He has been waging a months-long campaign against mail-in voting in November by tweeting and speaking critically about the practice, which has been encouraged by more states to keep voters safe amid the coronavirus pandemic.
In a July interview, the president similarly refused to commit to accepting the results. “I have to see. Look … I have to see,” he said on Fox News Sunday. “No, I’m not going to just say yes. I’m not going to say no, and I didn’t last time either.”
Now, a question once considered unthinkable is being asked: What if the US president does not accept election defeat? Is there a contingency plan in case the president and his supporters refuse to go quietly?
What time will we know the US election winner?
Election night may not deliver the definitive winner the public has come to expect. The unprecedented number of mail-in ballots this election, prompted by Covid-19, could cause significant delays. While some states start counting postal ballots before Election Day, some wait until the polls close.
Initial results in states that prioritise the counting of in-person votes may show Mr Trump ahead, only for Mr Biden to appear ahead later as the postal vote tallies come in.
If there is no clear winner on the night, counting could take days, or even weeks, although most officials in the vital swing states have said they hope to have declared a result by the weekend after the election at the latest.
No matter the final result, Mr Trump will remain in the Oval Office after the election if he loses. He will officially become a “lame duck” president, with 73 days of his term to serve out before handing over the keys to the White House.
On January 20, 2021, the new president will deliver his inaugural address. This has traditionally been held on the steps of the US Capitol building, but it remains unclear what form of national address would occur if the pandemic still poses a risk to the public health.

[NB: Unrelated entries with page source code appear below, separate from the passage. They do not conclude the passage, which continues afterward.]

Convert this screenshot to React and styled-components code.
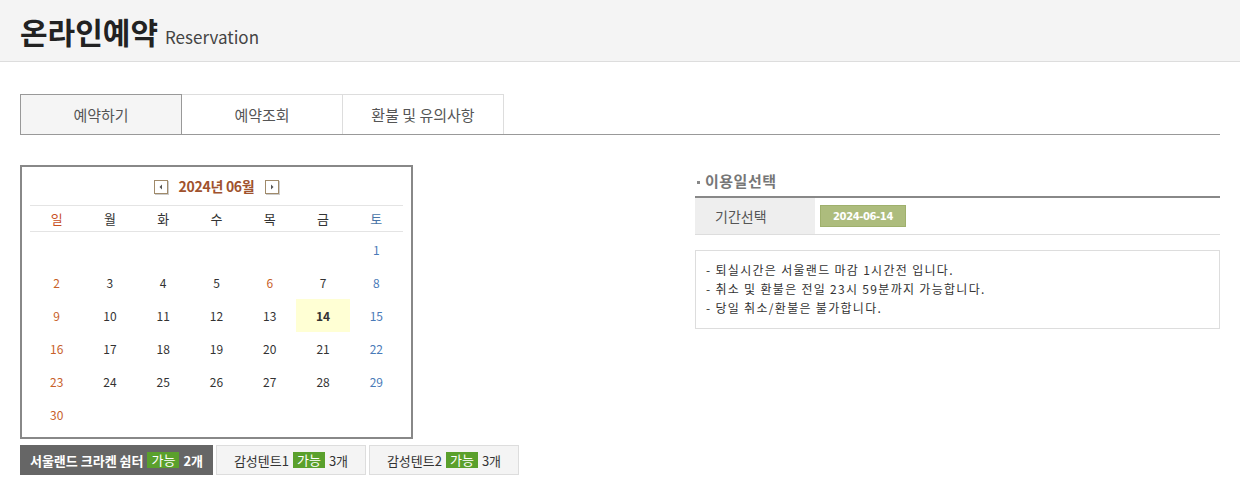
import styled, { createGlobalStyle } from "styled-components";

const GlobalStyle = createGlobalStyle`
  body {
    margin: 0;
    background: #fff;
    font-family: "Noto Sans CJK KR", "Noto Sans", sans-serif;
    color: #333;
  }
`;

const Header = styled.div`
  height: 61px;
  background-color: #f4f4f4;
  border-bottom: 1px solid #ddd;
  display: flex;
  align-items: center;
  padding: 0 20px;
`;

const Title = styled.h1`
  margin: 0;
  font-size: 30px;
  font-weight: bold;
  color: #222;
  line-height: 1;
  display: flex;
  align-items: baseline;
  gap: 7px;
  letter-spacing: 0;
`;

const SubTitle = styled.span`
  font-size: 17px;
  font-weight: normal;
  color: #444;
`;

const TabBar = styled.div`
  display: flex;
  margin: 32px 20px 0;
  border-bottom: 1px solid #999;
`;

const Tab = styled.div`
  box-sizing: border-box;
  width: ${(p) => (p.$first ? 162 : 161)}px;
  height: 40px;
  display: flex;
  align-items: center;
  justify-content: center;
  font-size: 15px;
  color: #555;
  border: 1px solid ${(p) => (p.$active ? "#999" : "#ddd")};
  border-bottom: none;
  border-left: ${(p) => (p.$first ? "1px solid #999" : "none")};
  background-color: ${(p) => (p.$active ? "#f5f5f5" : "#fff")};
`;

const Content = styled.div`
  display: flex;
  justify-content: space-between;
  padding: 30px 20px 0;
`;

const LeftCol = styled.div`
  width: 393px;
`;

const CalendarBox = styled.div`
  border: 2px solid #888;
  padding: 0 8px 6px;
`;

const MonthHead = styled.div`
  height: 38px;
  display: flex;
  align-items: center;
  justify-content: center;
  gap: 11px;
  border-bottom: 1px solid #e4e4e4;
`;

const MonthLabel = styled.span`
  font-size: 14px;
  font-weight: bold;
  color: #a0522d;
  letter-spacing: -0.3px;
`;

const ArrowBtn = styled.span`
  width: 12px;
  height: 12px;
  border: 1px solid #a08a6a;
  box-shadow: 1px 1px 0 #ccc;
  background: #fff;
  display: flex;
  align-items: center;
  justify-content: center;
  margin-top: 2px;
`;

const WeekRow = styled.div`
  display: grid;
  grid-template-columns: repeat(7, 1fr);
  height: 25px;
  border-bottom: 1px solid #e4e4e4;
  align-items: center;
`;

const WeekDay = styled.div`
  text-align: center;
  font-size: 13px;
  color: ${(p) => p.$color || "#333"};
`;

const DayGrid = styled.div`
  display: grid;
  grid-template-columns: repeat(7, 1fr);
  grid-auto-rows: 33px;
  margin-top: 1px;
`;

const Day = styled.div`
  display: flex;
  align-items: center;
  justify-content: center;
  font-size: 12px;
  font-weight: ${(p) => (p.$selected ? "bold" : "normal")};
  color: ${(p) => p.$color || "#333"};
  background-color: ${(p) => (p.$selected ? "#ffffd4" : "transparent")};
`;

const SiteRow = styled.div`
  display: flex;
  gap: 3px;
  margin-top: 6px;
  width: 560px;
`;

const SiteButton = styled.div`
  height: 30px;
  box-sizing: border-box;
  display: flex;
  align-items: center;
  justify-content: center;
  gap: 4px;
  font-size: 13px;
  white-space: nowrap;
  width: ${(p) => p.$width}px;
  color: ${(p) => (p.$active ? "#fff" : "#333")};
  font-weight: ${(p) => (p.$active ? "bold" : "normal")};
  background-color: ${(p) => (p.$active ? "#666" : "#f4f4f4")};
  border: 1px solid ${(p) => (p.$active ? "#666" : "#ddd")};
`;

const Avail = styled.span`
  background-color: #5aa02c;
  color: #fff;
  font-weight: normal;
  padding: 0 4px;
  line-height: 16px;
`;

const RightCol = styled.div`
  width: 525px;
`;

const SectionTitle = styled.div`
  display: flex;
  align-items: center;
  gap: 5px;
  padding-left: 2px;
  height: 31px;
  font-size: 15px;
  font-weight: bold;
  color: #777;
  letter-spacing: 0.5px;
  border-bottom: 2px solid #888;
`;

const Bullet = styled.span`
  width: 3px;
  height: 3px;
  background: #888;
  margin-top: 3px;
`;

const InfoRow = styled.div`
  display: flex;
  height: 36px;
  border-bottom: 1px solid #ddd;
`;

const InfoLabel = styled.div`
  width: 100px;
  padding-left: 20px;
  background-color: #eee;
  display: flex;
  align-items: center;
  font-size: 14px;
  color: #555;
`;

const InfoValue = styled.div`
  display: flex;
  align-items: center;
  padding-left: 5px;
`;

const DateBadge = styled.span`
  width: 84px;
  height: 20px;
  display: flex;
  align-items: center;
  justify-content: center;
  background-color: #adbc7d;
  border: 1px solid #9fb06c;
  color: #fff;
  font-family: "DejaVu Sans", sans-serif;
  font-size: 10px;
  font-weight: bold;
  letter-spacing: -0.4px;
`;

const NoticeBox = styled.div`
  margin-top: 15px;
  border: 1px solid #ddd;
  padding: 9px 10px 11px;
  font-size: 12px;
  letter-spacing: 1.3px;
  line-height: 19px;
  color: #333;
`;

const Triangle = ({ dir }) => (
  <svg width="6" height="6" viewBox="0 0 6 6">
    {dir === "left" ? (
      <polygon points="4,0.5 1.5,3 4,5.5" fill="#555" />
    ) : (
      <polygon points="2,0.5 4.5,3 2,5.5" fill="#555" />
    )}
  </svg>
);

const weekdays = [
  { label: "일", color: "#c8501e" },
  { label: "월" },
  { label: "화" },
  { label: "수" },
  { label: "목" },
  { label: "금" },
  { label: "토", color: "#4a76a8" },
];

const dayColor = (d, col) => {
  if (col === 0 || d === 6) return "#c8612a";
  if (col === 6) return "#4a7ab8";
  return "#333";
};

const App = () => {
  const cells = [];
  for (let i = 0; i < 6; i++) cells.push(null);
  for (let d = 1; d <= 30; d++) cells.push(d);

  return (
    <>
      <GlobalStyle />
      <Header>
        <Title>
          온라인예약<SubTitle>Reservation</SubTitle>
        </Title>
      </Header>

      <TabBar>
        <Tab $active $first>예약하기</Tab>
        <Tab>예약조회</Tab>
        <Tab>환불 및 유의사항</Tab>
      </TabBar>

      <Content>
        <LeftCol>
          <CalendarBox>
            <MonthHead>
              <ArrowBtn>
                <Triangle dir="left" />
              </ArrowBtn>
              <MonthLabel>2024년 06월</MonthLabel>
              <ArrowBtn>
                <Triangle dir="right" />
              </ArrowBtn>
            </MonthHead>
            <WeekRow>
              {weekdays.map((w) => (
                <WeekDay key={w.label} $color={w.color}>
                  {w.label}
                </WeekDay>
              ))}
            </WeekRow>
            <DayGrid>
              {cells.map((d, i) => (
                <Day
                  key={i}
                  $color={d ? dayColor(d, i % 7) : undefined}
                  $selected={d === 14}
                >
                  {d}
                </Day>
              ))}
            </DayGrid>
          </CalendarBox>
          <SiteRow>
            <SiteButton $active $width={193}>
              서울랜드 크라켄 쉼터 <Avail>가능</Avail> 2개
            </SiteButton>
            <SiteButton $width={150}>
              감성텐트1 <Avail>가능</Avail> 3개
            </SiteButton>
            <SiteButton $width={150}>
              감성텐트2 <Avail>가능</Avail> 3개
            </SiteButton>
          </SiteRow>
        </LeftCol>

        <RightCol>
          <SectionTitle>
            <Bullet />
            이용일선택
          </SectionTitle>
          <InfoRow>
            <InfoLabel>기간선택</InfoLabel>
            <InfoValue>
              <DateBadge>2024-06-14</DateBadge>
            </InfoValue>
          </InfoRow>
          <NoticeBox>
            <div>- 퇴실시간은 서울랜드 마감 1시간전 입니다.</div>
            <div>- 취소 및 환불은 전일 23시 59분까지 가능합니다.</div>
            <div>- 당일 취소/환불은 불가합니다.</div>
          </NoticeBox>
        </RightCol>
      </Content>
    </>
  );
};

export default App;
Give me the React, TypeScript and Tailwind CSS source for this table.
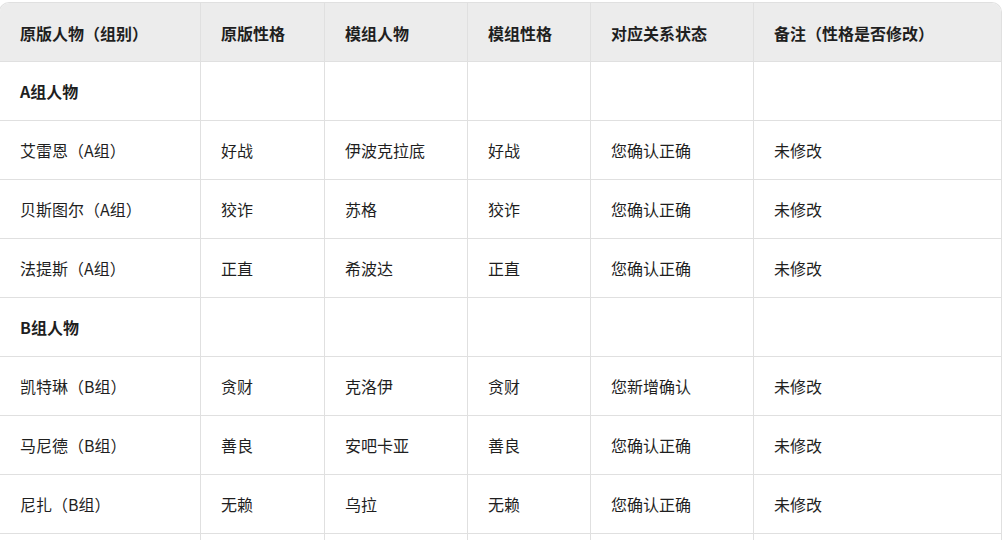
const headers = ["原版人物（组别）", "原版性格", "模组人物", "模组性格", "对应关系状态", "备注（性格是否修改）"];

type Row = string[] | { group: string };

const rows: Row[] = [
  { group: "A组人物" },
  ["艾雷恩（A组）", "好战", "伊波克拉底", "好战", "您确认正确", "未修改"],
  ["贝斯图尔（A组）", "狡诈", "苏格", "狡诈", "您确认正确", "未修改"],
  ["法提斯（A组）", "正直", "希波达", "正直", "您确认正确", "未修改"],
  { group: "B组人物" },
  ["凯特琳（B组）", "贪财", "克洛伊", "贪财", "您新增确认", "未修改"],
  ["马尼德（B组）", "善良", "安吧卡亚", "善良", "您确认正确", "未修改"],
  ["尼扎（B组）", "无赖", "乌拉", "无赖", "您确认正确", "未修改"],
  ["", "", "", "", "", ""],
];

const cols = "grid grid-cols-[201px_124px_143px_123px_163px_1fr]";

export default function App() {
  return (
    <div className="h-[540px] w-[1004px] overflow-hidden bg-white pt-[2px] font-['Noto_Sans_CJK_SC',sans-serif] text-[16px] text-[#1f1f1f]">
      <div className="-ml-px w-[1003px] overflow-hidden rounded-t-[10px] border border-b-0 border-[#e0e0e0]">
        <div className={`${cols} h-[58px] bg-[#ececec] font-bold`}>
          {headers.map((h, i) => (
            <div key={i} className={`flex items-center px-5 pt-px ${i < 5 ? "border-r border-[#e0e0e0]" : ""}`}>
              {h}
            </div>
          ))}
        </div>
        {rows.map((r, ri) => {
          const cells = Array.isArray(r) ? r : [r.group, "", "", "", "", ""];
          const bold = !Array.isArray(r);
          return (
            <div key={ri} className={`${cols} h-[59px] border-t border-[#e0e0e0]`}>
              {cells.map((c, i) => (
                <div
                  key={i}
                  className={`flex items-center px-5 ${i < 5 ? "border-r border-[#e0e0e0]" : ""} ${bold && i === 0 ? "font-bold" : ""}`}
                >
                  {c}
                </div>
              ))}
            </div>
          );
        })}
      </div>
    </div>
  );
}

How does the electoral college work?
Each state is represented by a number of votes in the Electoral College which roughly correlates with the size of the population; for example, Florida has 29 votes and California has 55. There are 538 in total, so 270 are needed to win.
In all but two states, the candidate who wins the public vote will win all the Electoral College votes for that state. These votes are cast by electors – there is one elector for every college vote – on December 14.
The structure of the Electoral College, combined with the political and demographic makeup of swing states, means a few states carry disproportionately more weight in an election and sometimes overrule the popular vote.